→ Given request
Give the count of lines holding the string "table" and nothing else.

→ Records shown

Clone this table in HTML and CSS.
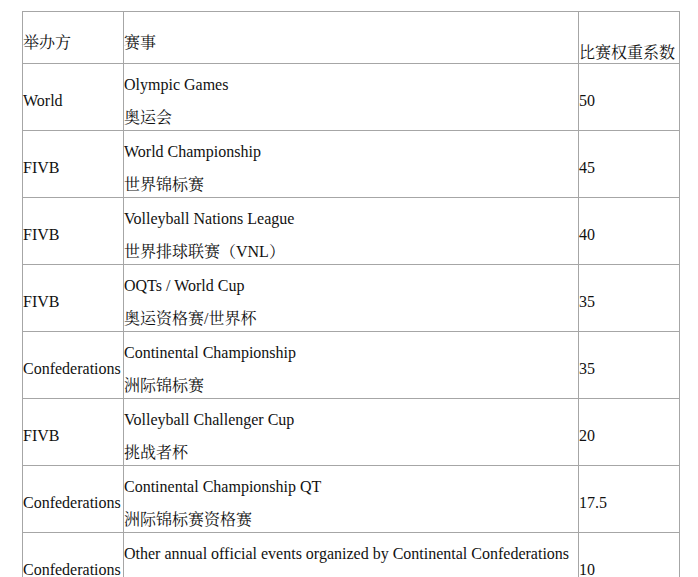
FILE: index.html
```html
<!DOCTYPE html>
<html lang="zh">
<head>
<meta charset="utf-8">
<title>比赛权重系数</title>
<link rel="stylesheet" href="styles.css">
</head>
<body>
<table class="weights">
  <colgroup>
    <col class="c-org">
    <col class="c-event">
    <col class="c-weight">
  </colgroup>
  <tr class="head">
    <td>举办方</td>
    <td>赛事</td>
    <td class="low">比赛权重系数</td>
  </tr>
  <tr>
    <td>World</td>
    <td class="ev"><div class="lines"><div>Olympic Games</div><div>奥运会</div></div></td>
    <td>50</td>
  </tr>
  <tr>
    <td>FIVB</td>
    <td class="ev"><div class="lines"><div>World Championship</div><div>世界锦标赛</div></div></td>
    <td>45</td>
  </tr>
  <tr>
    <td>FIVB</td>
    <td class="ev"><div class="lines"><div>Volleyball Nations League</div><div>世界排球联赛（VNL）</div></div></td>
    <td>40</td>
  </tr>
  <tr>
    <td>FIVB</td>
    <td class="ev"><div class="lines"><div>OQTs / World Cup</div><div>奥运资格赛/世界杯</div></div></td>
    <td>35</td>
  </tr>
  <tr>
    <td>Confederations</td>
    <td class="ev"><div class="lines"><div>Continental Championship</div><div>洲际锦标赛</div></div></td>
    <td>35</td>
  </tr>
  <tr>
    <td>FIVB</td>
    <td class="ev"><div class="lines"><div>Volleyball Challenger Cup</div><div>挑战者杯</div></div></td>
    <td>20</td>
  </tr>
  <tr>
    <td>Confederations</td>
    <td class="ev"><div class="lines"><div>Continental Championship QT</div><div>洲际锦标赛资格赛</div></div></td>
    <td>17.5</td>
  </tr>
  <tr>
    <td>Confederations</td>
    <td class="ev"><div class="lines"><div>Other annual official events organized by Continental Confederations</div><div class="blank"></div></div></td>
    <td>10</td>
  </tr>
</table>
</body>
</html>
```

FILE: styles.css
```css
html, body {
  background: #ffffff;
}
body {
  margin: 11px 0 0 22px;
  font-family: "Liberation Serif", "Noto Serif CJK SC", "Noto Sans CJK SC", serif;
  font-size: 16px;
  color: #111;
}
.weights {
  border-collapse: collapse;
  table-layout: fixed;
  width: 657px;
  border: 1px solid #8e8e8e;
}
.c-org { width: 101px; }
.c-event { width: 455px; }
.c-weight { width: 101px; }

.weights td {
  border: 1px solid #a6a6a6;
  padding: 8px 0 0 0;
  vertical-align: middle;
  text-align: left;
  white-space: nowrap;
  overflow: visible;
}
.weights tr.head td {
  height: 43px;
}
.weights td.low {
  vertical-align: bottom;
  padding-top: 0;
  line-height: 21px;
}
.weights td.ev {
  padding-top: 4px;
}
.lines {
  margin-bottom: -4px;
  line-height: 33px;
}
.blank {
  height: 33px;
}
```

==

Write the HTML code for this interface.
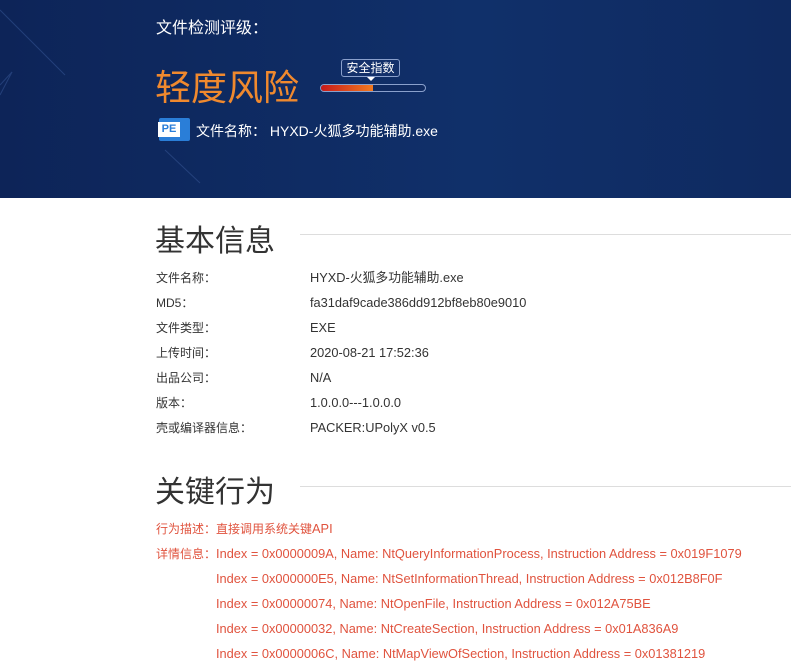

→ Written reply
4